-- start of Recorded data --

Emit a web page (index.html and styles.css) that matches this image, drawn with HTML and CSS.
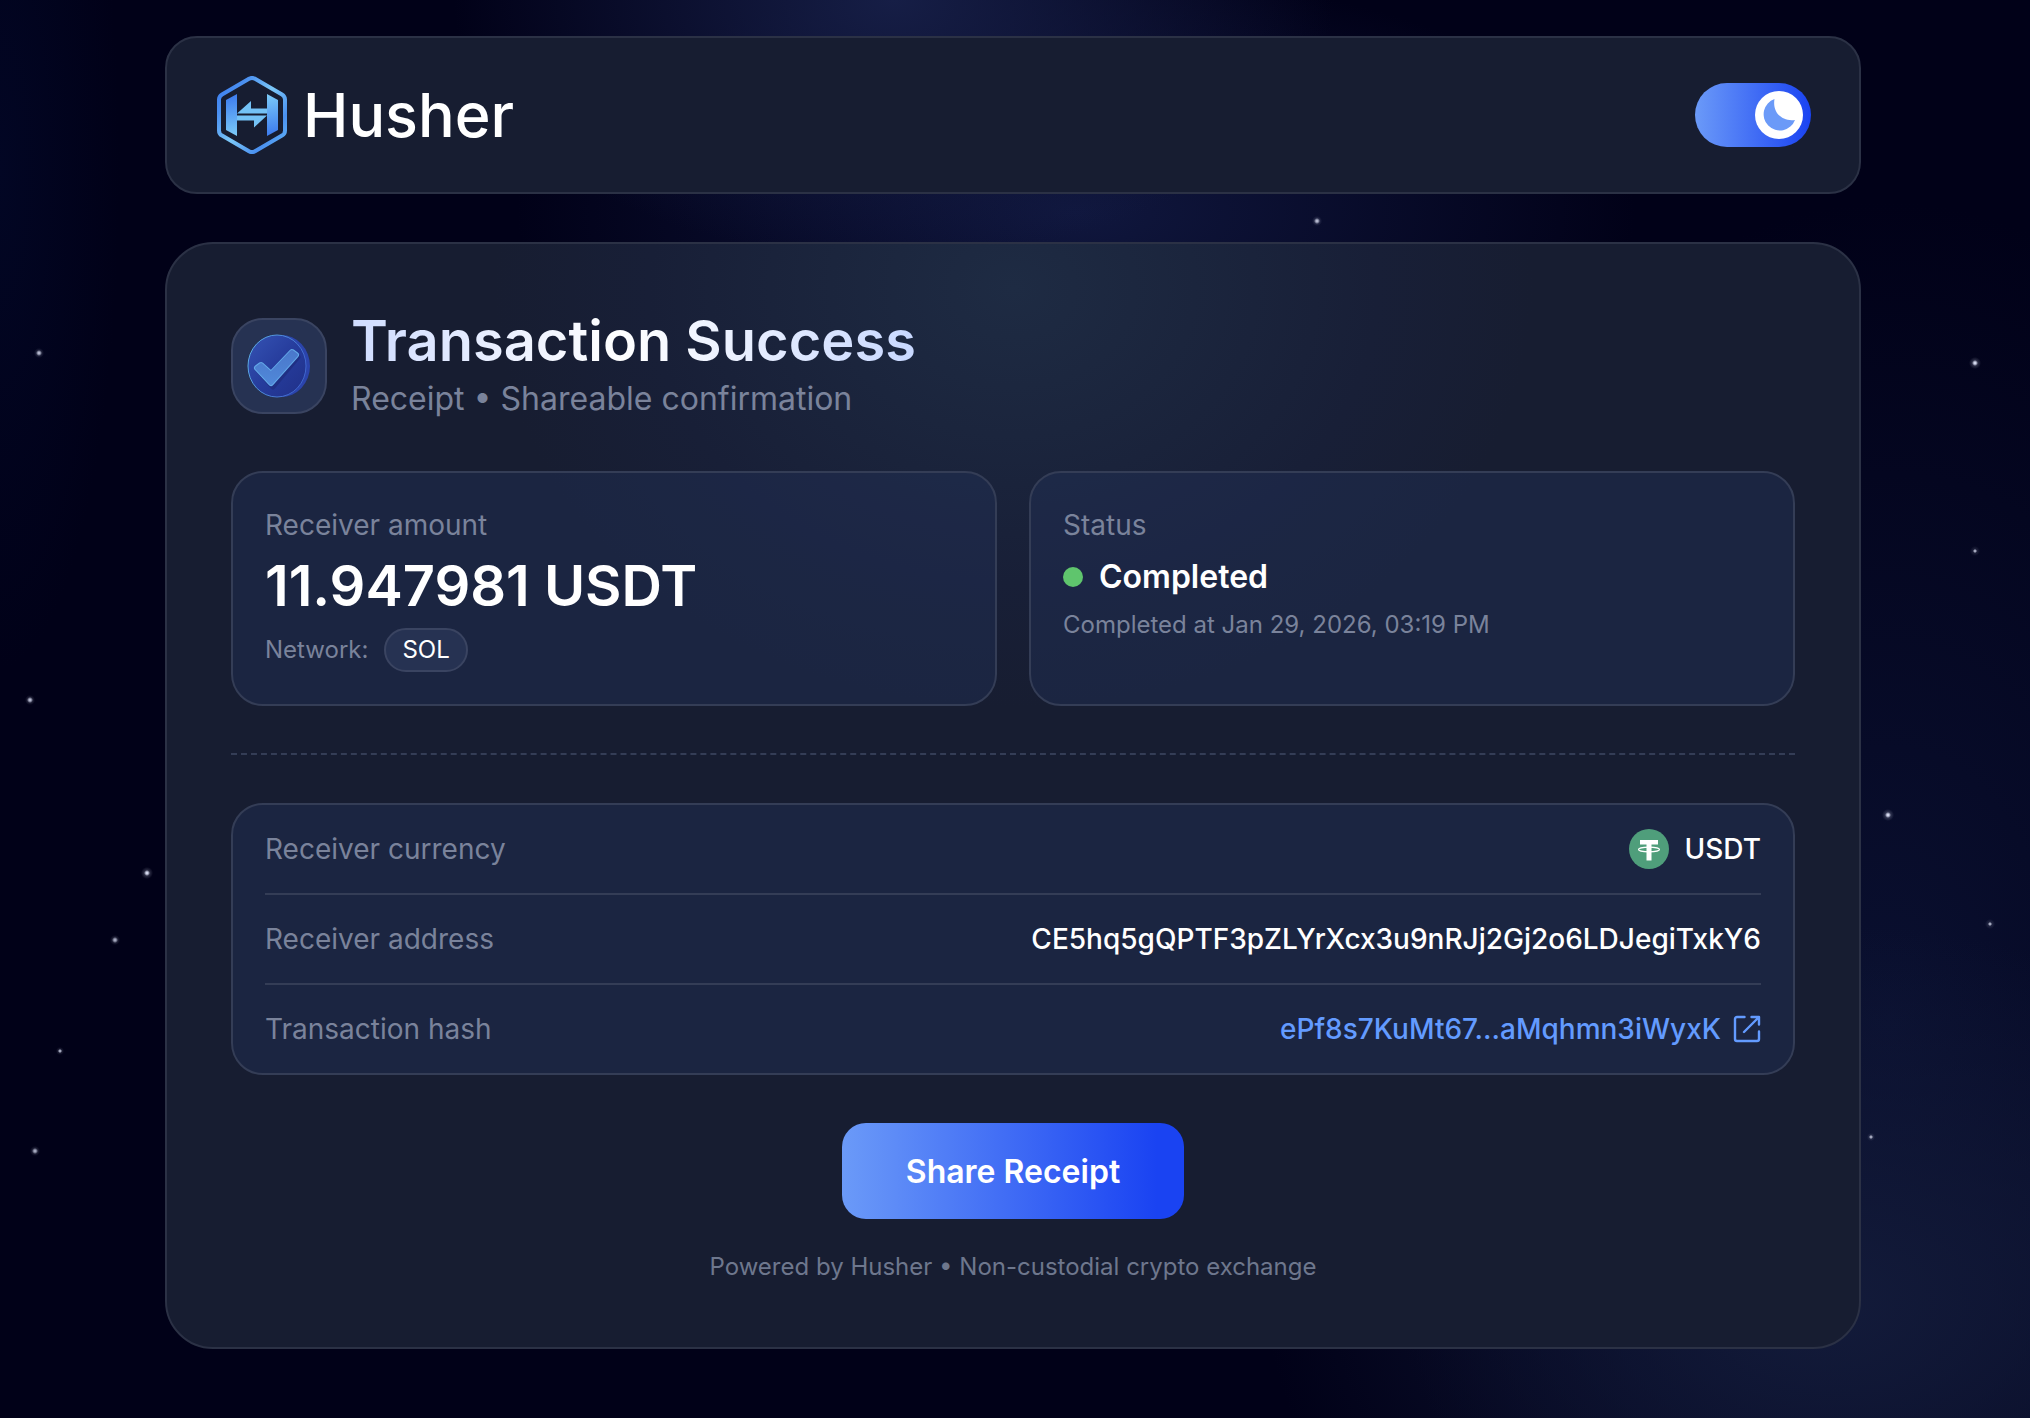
FILE: index.html
```html
<!DOCTYPE html>
<html lang="en">
<head>
    <meta charset="UTF-8">
    <meta name="viewport" content="width=device-width, initial-scale=1.0">
    <title>Husher - Transaction Receipt</title>
    <link rel="stylesheet" href="styles.css">
</head>
<body>
    <div class="sky"></div>

    <div class="container">
        <header class="header">
            <a href="#" class="logo">
                <svg class="logo-mark" viewBox="0 0 70 78" fill="none" aria-hidden="true">
                    <defs>
                        <linearGradient id="hex" x1="0" y1="10" x2="70" y2="66" gradientUnits="userSpaceOnUse">
                            <stop offset="0" stop-color="#3b7cf0"/>
                            <stop offset="0.2" stop-color="#4a8ff0"/>
                            <stop offset="0.5" stop-color="#7cc8f8"/>
                            <stop offset="0.8" stop-color="#4a90f0"/>
                            <stop offset="1" stop-color="#5fb0f5"/>
                        </linearGradient>
                        <linearGradient id="bar1" x1="10" y1="18" x2="18" y2="60" gradientUnits="userSpaceOnUse">
                            <stop stop-color="#3a78ee"/>
                            <stop offset="1" stop-color="#7ccbf8"/>
                        </linearGradient>
                        <linearGradient id="bar2" x1="52" y1="18" x2="60" y2="60" gradientUnits="userSpaceOnUse">
                            <stop stop-color="#7ccbf8"/>
                            <stop offset="1" stop-color="#3a78ee"/>
                        </linearGradient>
                    </defs>
                    <path d="M32 2.8a6 6 0 0 1 6 0l27 15.600a6 6 0 0 1 3 5.200v30.800a6 6 0 0 1-3 5.200l-27 15.600a6 6 0 0 1-6 0l-27-15.600a6 6 0 0 1-3-5.200v-30.800a6 6 0 0 1 3-5.200z" stroke="url(#hex)" stroke-width="4"/>
                    <path d="M9 24l11-6v42l-11-6z" fill="url(#bar1)"/>
                    <path d="M61 24l-11-6v42l11-6z" fill="url(#bar2)"/>
                    <path d="M20 37.500l14-12.500v7.500h16v5z" fill="#74c2f6"/>
                    <path d="M50 39.500l-13 12v-7h-17v-5z" fill="#74c2f6"/>
                </svg>
                <span>Husher</span>
            </a>

            <label class="switch">
                <input type="checkbox" aria-label="Dark mode" checked>
                <span class="knob">
                    <svg viewBox="0 0 48 48" aria-hidden="true"><path d="M19.500 8A16.200 16.200 0 1 0 40 29C28 31 17 22 19.500 8z" fill="#6b9af8"/></svg>
                </span>
            </label>
        </header>

        <main class="receipt">
            <div class="heading">
                <div class="heading-icon">
                    <svg viewBox="0 0 64 64" aria-hidden="true">
                        <defs>
                            <linearGradient id="coin" x1="0" y1="0" x2="1" y2="1">
                                <stop stop-color="#3553b4"/>
                                <stop offset="0.5" stop-color="#263c9c"/>
                                <stop offset="1" stop-color="#203088"/>
                            </linearGradient>
                            <linearGradient id="edge" x1="0" y1="0" x2="1" y2="0.4">
                                <stop stop-color="#5fb4e6"/>
                                <stop offset="1" stop-color="#3f66cc"/>
                            </linearGradient>
                            <linearGradient id="tick" x1="0" y1="0" x2="0" y2="1">
                                <stop stop-color="#4a78cc"/>
                                <stop offset="1" stop-color="#5088d8"/>
                            </linearGradient>
                        </defs>
                        <ellipse cx="34" cy="32" rx="29" ry="31" fill="#2b44ac"/>
                        <ellipse cx="30" cy="32" rx="29" ry="31" fill="url(#coin)" stroke="url(#edge)"/>
                        <path d="M11 36l4-4 10 9 22-22 4 4-25 30z" fill="#1d2a78" stroke="#1d2a78" stroke-width="5" stroke-linejoin="round" opacity="0.6"/>
                        <path d="M10 34l4-3 10 9 21-22 4 3-25 28z" fill="#62a8e8" stroke="#62a8e8" stroke-width="6" stroke-linejoin="round"/>
                        <path d="M10 34l4-3 10 9 21-22 4 3-25 28z" fill="url(#tick)" stroke="url(#tick)" stroke-width="4" stroke-linejoin="round"/>
                    </svg>
                </div>
                <div>
                    <h1>Transaction Success</h1>
                    <p>Receipt • Shareable confirmation</p>
                </div>
            </div>

            <div class="cards">
                <section class="card">
                    <h2>Receiver amount</h2>
                    <p class="amount">11.947981 USDT</p>
                    <p class="network">Network: <span class="pill">SOL</span></p>
                </section>
                <section class="card">
                    <h2>Status</h2>
                    <p class="status"><span class="dot"></span>Completed</p>
                    <p class="note">Completed at Jan 29, 2026, 03:19 PM</p>
                </section>
            </div>

            <hr>

            <div class="details">
                <table>
                    <tr>
                        <th scope="row">Receiver currency</th>
                        <td>
                            <span class="value">
                                <svg class="coin" viewBox="0 0 40 40" aria-hidden="true">
                                    <circle cx="20" cy="20" r="20" fill="#4f9e7b"/>
                                    <path d="M11 11h18v4.500h-6.500v16h-5v-16h-6.500z" fill="#fff"/>
                                    <ellipse cx="20" cy="20.500" rx="10.500" ry="2.300" fill="none" stroke="#fff" stroke-width="1.200"/>
                                </svg>
                                USDT
                            </span>
                        </td>
                    </tr>
                    <tr>
                        <th scope="row">Receiver address</th>
                        <td>CE5hq5gQPTF3pZLYrXcx3u9nRJj2Gj2o6LDJegiTxkY6</td>
                    </tr>
                    <tr>
                        <th scope="row">Transaction hash</th>
                        <td>
                            <a href="#" class="value hash">
                                ePf8s7KuMt67...aMqhmn3iWyxK
                                <svg viewBox="0 0 28 28" fill="none" stroke="currentColor" stroke-width="2.400" stroke-linecap="round" stroke-linejoin="round" aria-hidden="true">
                                    <path d="M11.500 2H4a2 2 0 0 0-2 2v20a2 2 0 0 0 2 2h20a2 2 0 0 0 2-2v-7.500"/>
                                    <path d="M18.500 2H26v7.500M26 2L11 17"/>
                                </svg>
                            </a>
                        </td>
                    </tr>
                </table>
            </div>

            <button type="button" class="share">Share Receipt</button>
            <p class="powered">Powered by Husher • Non-custodial crypto exchange</p>
        </main>
    </div>
</body>
</html>
```

FILE: styles.css
```css
*{
    margin: 0;
    padding: 0;
    box-sizing: border-box;
}

body{
    position: relative;
    min-height: 100vh;
    padding: 36px 4px 64px 0;
    background: #010118;
    color: #fff;
    font-family: Inter, "Liberation Sans", sans-serif;
    font-size: 28px;
    line-height: 40px;
}

/* night sky: stars first, glows under them */
.sky{
    position: absolute;
    inset: 0;
    z-index: -1;
    background:
        radial-gradient(circle at 1317px 221px, #b4b8ce 1px, #c4c8de22 3px, transparent 5px),
        radial-gradient(circle at 39px 353px, #b4b8ce 1px, #c4c8de22 3px, transparent 5px),
        radial-gradient(circle at 30px 700px, #b4b8ce 1px, #c4c8de22 3px, transparent 5px),
        radial-gradient(circle at 147px 873px, #d4d8ee 1px, #c4c8de33 3px, transparent 6px),
        radial-gradient(circle at 115px 940px, #a4a8be 1px, #c4c8de22 3px, transparent 5px),
        radial-gradient(circle at 60px 1051px, #a4a8be 1px, #c4c8de22 2px, transparent 4px),
        radial-gradient(circle at 35px 1151px, #a4a8be 1px, #c4c8de22 3px, transparent 5px),
        radial-gradient(circle at 1975px 363px, #d4d8ee 1px, #c4c8de33 3px, transparent 6px),
        radial-gradient(circle at 1975px 551px, #a4a8be 1px, #c4c8de22 2px, transparent 5px),
        radial-gradient(circle at 1888px 815px, #d4d8ee 1px, #c4c8de33 3px, transparent 6px),
        radial-gradient(circle at 1990px 924px, #a4a8be 1px, #c4c8de22 2px, transparent 5px),
        radial-gradient(circle at 1871px 1137px, #a4a8be 1px, #c4c8de22 2px, transparent 4px),
        radial-gradient(ellipse 440px 260px at 44% 0%, #161e46, transparent),
        radial-gradient(ellipse 560px 240px at 53% 15%, #10173e, transparent),
        radial-gradient(ellipse 560px 380px at 90% 92%, #131b3a, transparent),
        radial-gradient(ellipse 520px 820px at 93% 72%, #0a1030, transparent),
        radial-gradient(ellipse 120px 500px at 0% 12%, #020624, transparent);
}

.container{
    max-width: 1696px;
    margin: 0 auto;
}

.header{
    display: flex;
    align-items: center;
    justify-content: space-between;
    height: 158px;
    padding: 0 48px 0 50px;
    margin-bottom: 48px;
    background: #171d31;
    border: 2px solid #2b3145;
    border-radius: 32px;
}

.logo{
    display: flex;
    align-items: center;
    gap: 16px;
    color: #fff;
    font-size: 61px;
    font-weight: 500;
    text-decoration: none;
}

.logo-mark{
    width: 70px;
    height: 78px;
}

.switch{
    position: relative;
    display: flex;
}

.switch input{
    appearance: none;
    width: 116px;
    height: 64px;
    border-radius: 32px;
    background: linear-gradient(90deg, #6b9af8, #1a43f2);
    cursor: pointer;
}

.knob{
    position: absolute;
    top: 8px;
    right: 8px;
    width: 48px;
    height: 48px;
    border-radius: 50%;
    background: #fff;
    pointer-events: none;
}

.knob svg{
    display: block;
}

.receipt{
    display: flex;
    flex-direction: column;
    padding: 64px;
    background: radial-gradient(ellipse 520px 420px at 50% 4%, #1e2b43, #181f37 70%, #171d31);
    border: 2px solid #2b3145;
    border-radius: 48px;
}

.heading{
    display: flex;
    align-items: center;
    gap: 24px;
    margin-bottom: 48px;
}

.heading-icon{
    display: flex;
    align-items: center;
    justify-content: center;
    width: 96px;
    height: 96px;
    background: #263252;
    border: 2px solid #3a4461;
    border-radius: 32px;
}

.heading-icon svg{
    width: 64px;
    height: 64px;
}

.heading h1{
    font-size: 56px;
    font-weight: 600;
    line-height: 67px;
    background: linear-gradient(90deg, #cfdcff, #fff 48%, #c8d8ff);
    background-clip: text;
    color: transparent;
}

.heading p{
    color: #7a839b;
    font-size: 32px;
    line-height: 48px;
}

.cards{
    display: grid;
    grid-template-columns: 1fr 1fr;
    gap: 32px;
}

.card,
.details{
    background: rgba(35, 50, 90, 0.4);
    border: 2px solid #343d56;
    border-radius: 32px;
    padding: 32px;
}

.card h2{
    color: #7a839b;
    font-size: 28px;
    font-weight: 400;
}

.amount{
    font-size: 56px;
    font-weight: 600;
    line-height: 67px;
    margin: 8px 0;
}

.network,
.note{
    color: #7a839b;
    font-size: 24px;
}

.network{
    display: flex;
    align-items: center;
    gap: 16px;
}

.pill{
    padding: 0 16px;
    color: #fff;
    background: #263252;
    border: 2px solid #3a4461;
    border-radius: 22px;
}

.status{
    display: flex;
    align-items: center;
    gap: 16px;
    margin: 12px 0 8px;
    font-size: 32px;
    font-weight: 600;
}

.dot{
    width: 20px;
    height: 20px;
    border-radius: 50%;
    background: #5fc56d;
}

hr{
    border: 0;
    border-top: 2px dashed #343d56;
    margin: 47px 0 48px;
}

.details{
    padding: 0 32px;
}

table{
    width: 100%;
    border-spacing: 0;
}

th,
td{
    height: 90px;
    border-bottom: 2px solid #343d56;
}

tr:last-child th,
tr:last-child td{
    height: 88px;
    border-bottom: 0;
}

th{
    color: #7a839b;
    font-weight: 400;
    text-align: left;
}

td{
    font-weight: 500;
    text-align: right;
}

.value{
    display: flex;
    align-items: center;
    justify-content: flex-end;
    gap: 16px;
}

.coin{
    width: 40px;
    height: 40px;
}

.hash{
    gap: 12px;
    color: #639bff;
    text-decoration: none;
}

.hash svg{
    width: 28px;
    height: 28px;
}

.share{
    align-self: center;
    height: 96px;
    margin: 48px 0 32px;
    padding: 0 64px;
    border: 0;
    border-radius: 24px;
    background: linear-gradient(90deg, #6b9af8, #1a43f2 92%);
    color: #fff;
    font: 600 32px Inter, "Liberation Sans", sans-serif;
    cursor: pointer;
}

.powered{
    color: #6e778d;
    font-size: 24px;
    line-height: 32px;
    text-align: center;
}
```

-- end of Recorded data --

◆ **Challenge**:
Pull out and copy each line containing the string "index".

◆ **Solution for this task**:
Emit a web page (index.html and styles.css) that matches this image, drawn with HTML and CSS.
FILE: index.html
    z-index: -1;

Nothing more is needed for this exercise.